Task requirements → List each line of the data that holds the word "components".

Source data →
--- Start ---
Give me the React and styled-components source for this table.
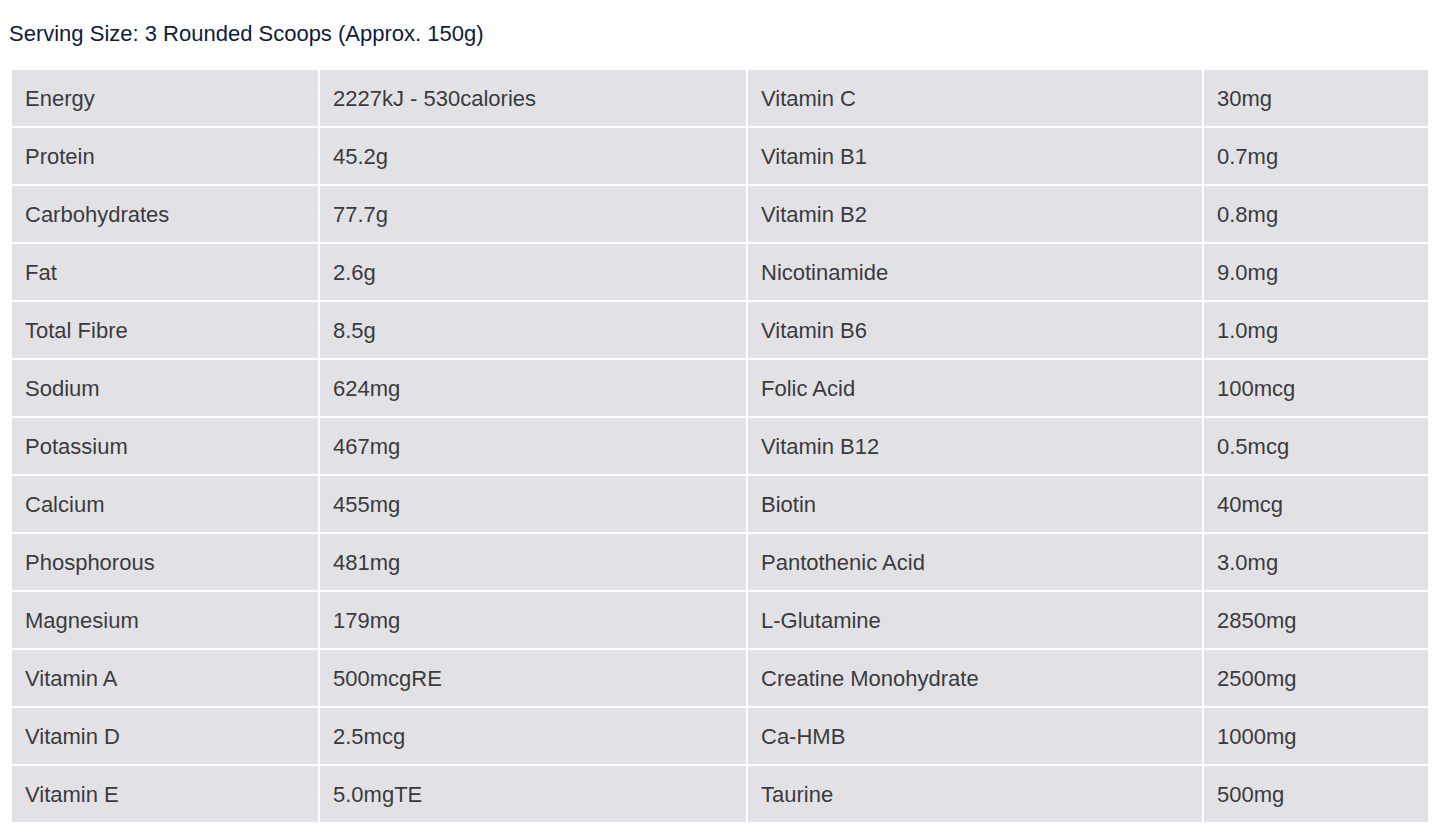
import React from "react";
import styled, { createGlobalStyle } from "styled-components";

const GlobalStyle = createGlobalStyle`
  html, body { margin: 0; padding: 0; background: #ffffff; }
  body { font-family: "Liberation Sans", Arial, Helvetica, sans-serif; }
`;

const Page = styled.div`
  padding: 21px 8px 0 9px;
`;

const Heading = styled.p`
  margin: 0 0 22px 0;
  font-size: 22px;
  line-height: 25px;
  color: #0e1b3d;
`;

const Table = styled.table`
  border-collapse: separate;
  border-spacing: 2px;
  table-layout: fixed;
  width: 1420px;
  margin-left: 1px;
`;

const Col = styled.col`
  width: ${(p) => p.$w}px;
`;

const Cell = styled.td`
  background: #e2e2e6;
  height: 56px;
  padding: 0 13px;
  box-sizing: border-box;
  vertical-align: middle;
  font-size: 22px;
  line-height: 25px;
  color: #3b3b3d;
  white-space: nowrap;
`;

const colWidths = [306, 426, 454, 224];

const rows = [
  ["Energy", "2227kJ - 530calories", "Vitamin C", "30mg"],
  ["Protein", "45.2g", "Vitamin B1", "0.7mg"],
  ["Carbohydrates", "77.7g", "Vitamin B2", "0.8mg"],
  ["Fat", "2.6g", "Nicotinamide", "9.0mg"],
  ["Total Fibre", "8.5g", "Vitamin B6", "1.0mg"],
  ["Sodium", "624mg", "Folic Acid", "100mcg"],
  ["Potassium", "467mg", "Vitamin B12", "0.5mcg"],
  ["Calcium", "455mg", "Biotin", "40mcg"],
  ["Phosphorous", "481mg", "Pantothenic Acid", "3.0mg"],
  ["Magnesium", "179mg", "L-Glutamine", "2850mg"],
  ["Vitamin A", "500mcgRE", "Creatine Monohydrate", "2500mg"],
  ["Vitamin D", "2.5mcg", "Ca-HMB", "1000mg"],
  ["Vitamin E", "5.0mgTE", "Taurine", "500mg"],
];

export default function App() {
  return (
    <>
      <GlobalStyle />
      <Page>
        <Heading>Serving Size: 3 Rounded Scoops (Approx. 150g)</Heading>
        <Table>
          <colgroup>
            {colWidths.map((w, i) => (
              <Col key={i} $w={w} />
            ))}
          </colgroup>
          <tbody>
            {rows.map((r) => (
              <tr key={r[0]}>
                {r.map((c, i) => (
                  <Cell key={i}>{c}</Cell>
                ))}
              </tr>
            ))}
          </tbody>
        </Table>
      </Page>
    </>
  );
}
--- End ---
Task solution →
Give me the React and styled-components source for this table.
import styled, { createGlobalStyle } from "styled-components";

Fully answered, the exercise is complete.